Looking at the back of a document: a case of repurposing swastikas into creating Polish statehood in bureaucratic practices in the formerly German lands (1945–1948)
摘要
Traditionally, the reverse sides of archival documents have attracted little attention from either archivists or historians, except in cases of palimpsests. What remains understudied is that they are material surfaces that might influence the circulation of documents. To challenge this conventional understanding, we propose a close analysis of the repurposing of documents bearing swastikas within the bureaucratic practices of post-1945 Poland.

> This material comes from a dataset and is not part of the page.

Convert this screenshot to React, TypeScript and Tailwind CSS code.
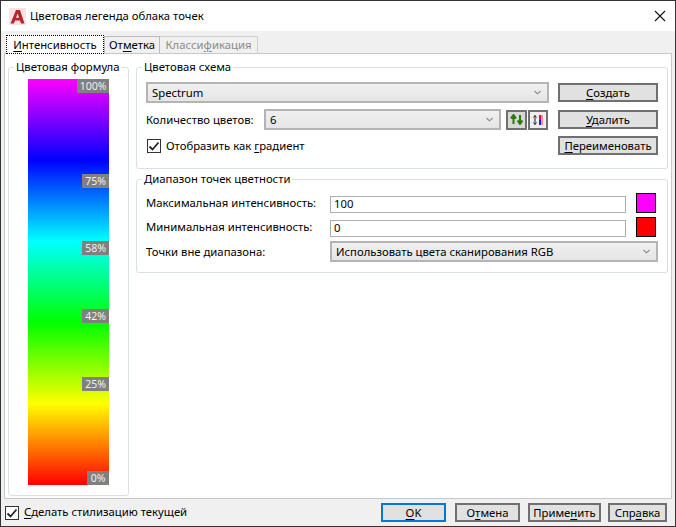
import { ReactNode } from 'react';

function Mn({ children }: { children: ReactNode }) {
    return <span className="underline underline-offset-2 decoration-1">{children}</span>;
}

function Chevron() {
    return (
        <svg width="7" height="5" viewBox="0 0 7 5" className="shrink-0">
            <path d="M0.5 1 L3.5 3.8 L6.5 1" fill="none" stroke="#888" strokeWidth="1.1" />
        </svg>
    );
}

function Combo({ value, className }: { value: string; className: string }) {
    return (
        <div className={`flex items-center justify-between border-2 border-[#b4b4b4] bg-gradient-to-b from-[#f0f0f0] to-[#e5e5e5] pl-1 pr-[6px] ${className}`}>
            <span className="pt-px">{value}</span>
            <Chevron />
        </div>
    );
}

function Btn({ children, className }: { children: ReactNode; className: string }) {
    return (
        <div className={`flex items-center justify-center border-2 border-[#707070] bg-[#e1e1e1] pt-px ${className}`}>
            {children}
        </div>
    );
}

function Check() {
    return (
        <div className="flex h-[14px] w-[14px] shrink-0 items-center justify-center border border-[#333] bg-white">
            <svg width="12" height="12" viewBox="0 0 12 12">
                <path d="M1.5 6.5 L4.5 9.5 L10.5 2.5" fill="none" stroke="#222" strokeWidth="1.8" />
            </svg>
        </div>
    );
}

function Group({ title, className, children }: { title: string; className: string; children: ReactNode }) {
    return (
        <div className={`relative rounded-[3px] border border-[#d9e0e6] ${className}`}>
            <span className="absolute -top-[9px] left-[5px] whitespace-nowrap bg-white px-[2px] leading-[16px]">{title}</span>
            {children}
        </div>
    );
}

function Tick({ label, className }: { label: string; className: string }) {
    return (
        <div className={`absolute right-0 flex h-[14px] items-center justify-center bg-[#808080] pt-[2px] text-[10.5px] text-[#f0f0f0] ${className}`}>
            {label}
        </div>
    );
}

export default function App() {
    return (
        <div
            className="flex h-[527px] w-[676px] flex-col overflow-hidden border border-[#333] bg-[#f0f0f0] text-[11.3px] text-black"
            style={{ fontFamily: '"Noto Sans", sans-serif' }}
        >
            <div className="flex h-[30px] shrink-0 items-center bg-white pl-[8px] pr-[9px]">
                <svg width="17" height="17" viewBox="0 0 17 17" className="shrink-0">
                    <rect width="17" height="17" fill="#f7e3e1" />
                    <path d="M1.5 15.5 L7 2 H11 L15.5 15.5 H12 L11 12.5 H6 L5 15.5 Z M7 9.8 H10 L8.6 5.5 Z" fill="#b8252c" fillRule="evenodd" />
                </svg>
                <span className="ml-[4px] flex-1">Цветовая легенда облака точек</span>
                <svg width="12" height="12" viewBox="0 0 12 12">
                    <path d="M1 1 L11 11 M11 1 L1 11" stroke="#111" strokeWidth="1.1" />
                </svg>
            </div>

            <div className="flex h-[22px] shrink-0 items-end pl-[5px]">
                <div className="relative z-10 -mb-px flex h-[19px] w-[98px] items-center justify-center border border-dotted border-black bg-white pt-px">
                    <span><Mn>И</Mn>нтенсивность</span>
                </div>
                <div className="flex h-[17px] w-[56px] items-center justify-center border border-b-0 border-[#bbb] bg-[#f0f0f0] pt-px">
                    <span>От<Mn>м</Mn>етка</span>
                </div>
                <div className="flex h-[17px] w-[98px] items-center justify-center border border-b-0 border-l-0 border-[#d0d0d0] pt-px text-[#8a8a8a]">
                    <span>Класси<Mn>ф</Mn>икация</span>
                </div>
            </div>

            <div className="mx-[3px] flex h-[446px] shrink-0 gap-[7px] border border-[#c8c8c8] bg-white pl-[3px] pr-[3px] pt-[13px]">
                <Group title="Цветовая формула" className="h-[429px] w-[121px] shrink-0 px-[19px] pt-[11px]">
                    <div className="relative h-[406px] w-[81px]"
                        style={{ backgroundImage: 'linear-gradient(to bottom, #f0f 0%, #00f 20%, #0ff 40%, #0f0 60%, #ff0 80%, #f00 100%)' }}>
                        <Tick label="100%" className="top-0 w-[32px]" />
                        <Tick label="75%" className="top-[95px] w-[27px]" />
                        <Tick label="58%" className="top-[162px] w-[27px]" />
                        <Tick label="42%" className="top-[230px] w-[27px]" />
                        <Tick label="25%" className="top-[298px] w-[27px]" />
                        <Tick label="0%" className="bottom-0 w-[22px]" />
                    </div>
                </Group>

                <div className="flex flex-1 flex-col gap-[10px]">
                    <Group title="Цветовая схема" className="flex h-[102px] gap-[9px] pl-[9px] pr-[8px] pt-[14px]">
                        <div className="flex w-[403px] flex-col">
                            <Combo value="Spectrum" className="h-[21px]" />
                            <div className="mt-[6px] flex h-[21px] items-center">
                                <span className="w-[118px] pt-px">Количество цветов:</span>
                                <Combo value="6" className="h-[21px] w-[237px]" />
                                <div className="ml-[5px] flex h-[20px] w-[21px] items-center justify-center border-2 border-[#707070] bg-[#d8d8d8]">
                                    <svg width="14" height="11" viewBox="0 0 14 11">
                                        <path d="M3.5 10 V2 M1 4.5 L3.5 1 L6 4.5 M10 1 V9 M7.5 6.5 L10 10 L12.5 6.5" fill="none" stroke="#2a7a0c" strokeWidth="2" />
                                    </svg>
                                </div>
                                <div className="ml-[1px] flex h-[20px] w-[20px] items-center justify-center border-2 border-[#707070] bg-[#eeeeee]">
                                    <svg width="14" height="12" viewBox="0 0 14 12">
                                        <path d="M4 1.5 V10.5 M2.5 3.5 L4 1.5 L5.5 3.5 M2.5 8.5 L4 10.5 L5.5 8.5" fill="none" stroke="#222" strokeWidth="1" />
                                        <rect x="8" y="1" width="2" height="5" fill="#e0103a" />
                                        <rect x="8" y="6" width="2" height="5" fill="#2020e0" />
                                        <rect x="10" y="1" width="2" height="10" fill="#f090a0" />
                                    </svg>
                                </div>
                            </div>
                            <div className="mt-[8px] flex items-center gap-[5px] pl-px">
                                <Check />
                                <span>Отобразить как <Mn>г</Mn>радиент</span>
                            </div>
                        </div>
                        <div className="flex w-[100px] flex-col pt-px">
                            <Btn className="h-[19px]"><span><Mn>С</Mn>оздать</span></Btn>
                            <Btn className="mt-[8px] h-[19px]"><span><Mn>У</Mn>далить</span></Btn>
                            <Btn className="mt-[7px] h-[19px]"><span><Mn>П</Mn>ереименовать</span></Btn>
                        </div>
                    </Group>

                    <Group title="Диапазон точек цветности" className="flex h-[94px] flex-col pl-[9px] pr-[8px] pt-[13px]">
                        <div className="flex h-[20px] items-center">
                            <span className="w-[184px] pt-px">Максимальная интенсивность:</span>
                            <div className="mt-[2px] flex h-[17px] w-[296px] items-center border border-[#adadad] pl-[3px]">100</div>
                            <div className="ml-[10px] h-[20px] w-[20px] border border-black bg-[#ff00ff]" />
                        </div>
                        <div className="mt-[4px] flex h-[20px] items-center">
                            <span className="w-[184px] pt-px">Минимальная интенсивность:</span>
                            <div className="mt-[2px] flex h-[17px] w-[296px] items-center border border-[#adadad] pl-[3px]">0</div>
                            <div className="ml-[10px] h-[20px] w-[20px] border border-black bg-[#ff0000]" />
                        </div>
                        <div className="mt-[4px] flex h-[21px] items-center">
                            <span className="w-[184px] pt-px">Точки вне диапазона:</span>
                            <Combo value="Использовать цвета сканирования RGB" className="h-[21px] w-[328px]" />
                        </div>
                    </Group>
                </div>
            </div>

            <div className="flex flex-1 items-center pl-[4px] pr-[8px]">
                <Check />
                <span className="ml-[5px] flex-1"><Mn>С</Mn>делать стилизацию текущей</span>
                <Btn className="h-[19px] w-[65px] !border-[#0078d7]"><span><Mn>O</Mn>K</span></Btn>
                <Btn className="ml-[9px] h-[19px] w-[65px]"><span>О<Mn>т</Mn>мена</span></Btn>
                <Btn className="ml-[8px] h-[19px] w-[73px]"><span>Приме<Mn>н</Mn>ить</span></Btn>
                <Btn className="ml-[7px] h-[19px] w-[59px]"><span>Спр<Mn>а</Mn>вка</span></Btn>
            </div>
        </div>
    );
}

The redrawing of Poland’s borders after 1945 and the incorporation of formerly German territories confronted Polish officials with an overwhelming presence of German material culture, including a substantial number of Nazi documents marked with the swastika. As a symbol of the brutal German occupation of 1939–45 and of the detested Nazi ideology, the swastika carried considerable emotional weight. Despite this, Polish officials reused these documents, writing on their reverse sides and thereby reintroducing them into circulation. We argue that this practice is possible to be interpreted not merely as a pragmatic response to post-war paper shortages but a deliberate act: a form of symbolic retribution against German symbols and, by extension, against the Germans and their state. Drawing on Alison Wiggins’ approach to the materiality of documents, we interpret the turning over of the swastika as a performative act of resistance. Thus, this analysis uncovers the post-war emotions and meanings embedded within these documents. By foregrounding the performative dimensions of documentary practice, along with its temporality and material entanglements in processes of information exchange, our theoretical framework offers a potential of a novel lens for examining the role of documents in post-conflict bureaucratic and archival contexts.